---------- PROVIDED MATERIAL ----------
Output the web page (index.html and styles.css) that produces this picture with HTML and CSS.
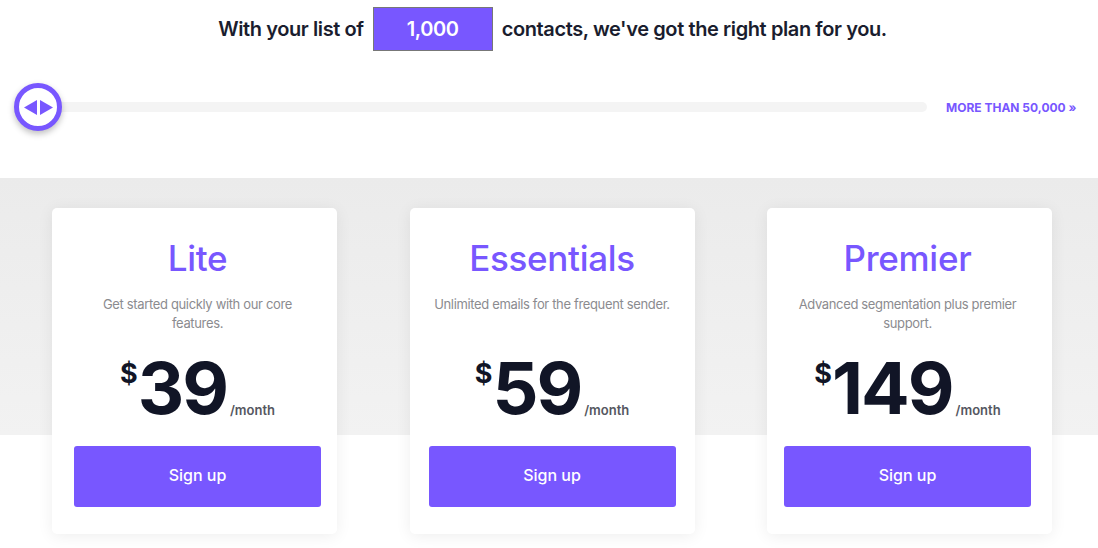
FILE: index.html
```html
<!DOCTYPE html>
<html lang="en">
<head>
<meta charset="utf-8">
<link rel="stylesheet" href="styles.css">
</head>
<body>
<header class="top">
  <div class="headline">
    <span>With your list of</span>
    <span class="count">1,000</span>
    <span>contacts, we've got the right plan for you.</span>
  </div>
  <div class="slider">
    <div class="track"></div>
    <div class="handle">
      <svg width="29" height="15" viewBox="0 0 29 15" aria-hidden="true">
        <polygon points="13,0 13,15 0,7.5" fill="#7857ff"/>
        <polygon points="16,0 16,15 29,7.5" fill="#7857ff"/>
      </svg>
    </div>
    <a class="more" href="#">MORE THAN 50,000 »</a>
  </div>
</header>
<section class="pricing">
  <div class="cards">
    <div class="card card-lite">
      <h2 class="name">Lite</h2>
      <p class="desc">Get started quickly with our core features.</p>
      <div class="price"><span class="cur">$</span><span class="amt">39</span><span class="per">/month</span></div>
      <a class="btn" href="#">Sign up</a>
    </div>
    <div class="card card-essentials">
      <h2 class="name">Essentials</h2>
      <p class="desc">Unlimited emails for the frequent sender.</p>
      <div class="price"><span class="cur">$</span><span class="amt">59</span><span class="per">/month</span></div>
      <a class="btn" href="#">Sign up</a>
    </div>
    <div class="card card-premier">
      <h2 class="name">Premier</h2>
      <p class="desc">Advanced segmentation plus premier support.</p>
      <div class="price"><span class="cur">$</span><span class="amt">149</span><span class="per">/month</span></div>
      <a class="btn" href="#">Sign up</a>
    </div>
  </div>
</section>
</body>
</html>
```
FILE: styles.css
```css
* { box-sizing: border-box; }
html, body { margin: 0; padding: 0; background: #fff; }
body {
  font-family: Inter, "Liberation Sans", sans-serif;
  color: #161a2b;
  width: 1098px;
  height: 548px;
  overflow: hidden;
}
.top { padding-top: 7px; height: 178px; }
.headline {
  display: flex;
  justify-content: center;
  align-items: center;
  gap: 9px;
  padding-left: 7px;
  font-size: 20px;
  font-weight: 600;
  letter-spacing: -0.4px;
  color: #1a1d2e;
}
.count {
  width: 120px;
  height: 44px;
  display: flex;
  align-items: center;
  justify-content: center;
  background: #7857ff;
  border: 1px solid #777;
  color: #fff;
  font-weight: 600;
}
.slider {
  position: relative;
  display: flex;
  align-items: center;
  height: 60px;
  margin-top: 26px;
  padding-left: 40px;
}
.track {
  width: 887px;
  height: 10px;
  background: #f4f4f4;
  border-radius: 5px;
}
.handle {
  position: absolute;
  left: 14px;
  top: 6px;
  width: 48px;
  height: 48px;
  border-radius: 50%;
  border: 5px solid #7857ff;
  background: #fff;
  box-shadow: 0 3px 6px rgba(0,0,0,0.25);
  display: flex;
  align-items: center;
  justify-content: center;
}
.handle svg { display: block; }
.more {
  margin-left: 19px;
  font-size: 12px;
  font-weight: 700;
  letter-spacing: 0;
  color: #7857ff;
  text-decoration: none;
  white-space: nowrap;
}
.pricing {
  background: linear-gradient(#ebebeb 0, #f2f2f2 257px, #fff 257px);
  padding-top: 30px;
  height: 370px;
}
.cards {
  display: flex;
  gap: 72.5px;
  padding-left: 52px;
}
.card {
  width: 285px;
  height: 326px;
  background: #fff;
  border-radius: 5px;
  box-shadow: 0 2px 16px rgba(0,0,0,0.07);
  padding: 28px 16px 0 22px;
  display: flex;
  flex-direction: column;
  align-items: center;
}
.card-essentials { padding-left: 19px; padding-right: 19px; }
.card-premier { padding-left: 17px; padding-right: 21px; }
.name {
  margin: 0;
  font-size: 35px;
  line-height: 44px;
  font-weight: 500;
  color: #7857ff;
  letter-spacing: -0.3px;
}
.desc {
  margin: 15px 0 0;
  font-size: 13px;
  line-height: 19px;
  letter-spacing: -0.35px;
  color: #8b8b8f;
  text-align: center;
  max-width: 236px;
  height: 38px;
}
.price {
  display: flex;
  align-items: flex-start;
  margin-top: 19px;
  height: 70px;
  color: #111526;
}
.cur {
  font-size: 27px;
  font-weight: 700;
  line-height: 1;
  margin-top: 8px;
}
.amt {
  font-size: 72px;
  font-weight: 700;
  line-height: 72px;
  letter-spacing: -2px;
}
.per {
  align-self: flex-end;
  font-size: 13px;
  font-weight: 600;
  color: #555761;
  margin-left: 3px;
  margin-bottom: 4px;
}
.btn {
  margin-top: 24px;
  width: 247px;
  height: 61px;
  border-radius: 3px;
  background: #7857ff;
  color: #fff;
  text-decoration: none;
  font-size: 16px;
  font-weight: 500;
  padding-bottom: 3px;
  display: flex;
  align-items: center;
  justify-content: center;
}
```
----------
WHAT IS ASKED => Reproduce the full material exactly, excluding the pictures.

RESULT OF THE TASK =>
Output the web page (index.html and styles.css) that produces this picture with HTML and CSS.
FILE: index.html
```html
<!DOCTYPE html>
<html lang="en">
<head>
<meta charset="utf-8">
<link rel="stylesheet" href="styles.css">
</head>
<body>
<header class="top">
  <div class="headline">
    <span>With your list of</span>
    <span class="count">1,000</span>
    <span>contacts, we've got the right plan for you.</span>
  </div>
  <div class="slider">
    <div class="track"></div>
    <div class="handle">
      <svg width="29" height="15" viewBox="0 0 29 15" aria-hidden="true">
        <polygon points="13,0 13,15 0,7.5" fill="#7857ff"/>
        <polygon points="16,0 16,15 29,7.5" fill="#7857ff"/>
      </svg>
    </div>
    <a class="more" href="#">MORE THAN 50,000 »</a>
  </div>
</header>
<section class="pricing">
  <div class="cards">
    <div class="card card-lite">
      <h2 class="name">Lite</h2>
      <p class="desc">Get started quickly with our core features.</p>
      <div class="price"><span class="cur">$</span><span class="amt">39</span><span class="per">/month</span></div>
      <a class="btn" href="#">Sign up</a>
    </div>
    <div class="card card-essentials">
      <h2 class="name">Essentials</h2>
      <p class="desc">Unlimited emails for the frequent sender.</p>
      <div class="price"><span class="cur">$</span><span class="amt">59</span><span class="per">/month</span></div>
      <a class="btn" href="#">Sign up</a>
    </div>
    <div class="card card-premier">
      <h2 class="name">Premier</h2>
      <p class="desc">Advanced segmentation plus premier support.</p>
      <div class="price"><span class="cur">$</span><span class="amt">149</span><span class="per">/month</span></div>
      <a class="btn" href="#">Sign up</a>
    </div>
  </div>
</section>
</body>
</html>
```
FILE: styles.css
```css
* { box-sizing: border-box; }
html, body { margin: 0; padding: 0; background: #fff; }
body {
  font-family: Inter, "Liberation Sans", sans-serif;
  color: #161a2b;
  width: 1098px;
  height: 548px;
  overflow: hidden;
}
.top { padding-top: 7px; height: 178px; }
.headline {
  display: flex;
  justify-content: center;
  align-items: center;
  gap: 9px;
  padding-left: 7px;
  font-size: 20px;
  font-weight: 600;
  letter-spacing: -0.4px;
  color: #1a1d2e;
}
.count {
  width: 120px;
  height: 44px;
  display: flex;
  align-items: center;
  justify-content: center;
  background: #7857ff;
  border: 1px solid #777;
  color: #fff;
  font-weight: 600;
}
.slider {
  position: relative;
  display: flex;
  align-items: center;
  height: 60px;
  margin-top: 26px;
  padding-left: 40px;
}
.track {
  width: 887px;
  height: 10px;
  background: #f4f4f4;
  border-radius: 5px;
}
.handle {
  position: absolute;
  left: 14px;
  top: 6px;
  width: 48px;
  height: 48px;
  border-radius: 50%;
  border: 5px solid #7857ff;
  background: #fff;
  box-shadow: 0 3px 6px rgba(0,0,0,0.25);
  display: flex;
  align-items: center;
  justify-content: center;
}
.handle svg { display: block; }
.more {
  margin-left: 19px;
  font-size: 12px;
  font-weight: 700;
  letter-spacing: 0;
  color: #7857ff;
  text-decoration: none;
  white-space: nowrap;
}
.pricing {
  background: linear-gradient(#ebebeb 0, #f2f2f2 257px, #fff 257px);
  padding-top: 30px;
  height: 370px;
}
.cards {
  display: flex;
  gap: 72.5px;
  padding-left: 52px;
}
.card {
  width: 285px;
  height: 326px;
  background: #fff;
  border-radius: 5px;
  box-shadow: 0 2px 16px rgba(0,0,0,0.07);
  padding: 28px 16px 0 22px;
  display: flex;
  flex-direction: column;
  align-items: center;
}
.card-essentials { padding-left: 19px; padding-right: 19px; }
.card-premier { padding-left: 17px; padding-right: 21px; }
.name {
  margin: 0;
  font-size: 35px;
  line-height: 44px;
  font-weight: 500;
  color: #7857ff;
  letter-spacing: -0.3px;
}
.desc {
  margin: 15px 0 0;
  font-size: 13px;
  line-height: 19px;
  letter-spacing: -0.35px;
  color: #8b8b8f;
  text-align: center;
  max-width: 236px;
  height: 38px;
}
.price {
  display: flex;
  align-items: flex-start;
  margin-top: 19px;
  height: 70px;
  color: #111526;
}
.cur {
  font-size: 27px;
  font-weight: 700;
  line-height: 1;
  margin-top: 8px;
}
.amt {
  font-size: 72px;
  font-weight: 700;
  line-height: 72px;
  letter-spacing: -2px;
}
.per {
  align-self: flex-end;
  font-size: 13px;
  font-weight: 600;
  color: #555761;
  margin-left: 3px;
  margin-bottom: 4px;
}
.btn {
  margin-top: 24px;
  width: 247px;
  height: 61px;
  border-radius: 3px;
  background: #7857ff;
  color: #fff;
  text-decoration: none;
  font-size: 16px;
  font-weight: 500;
  padding-bottom: 3px;
  display: flex;
  align-items: center;
  justify-content: center;
}
```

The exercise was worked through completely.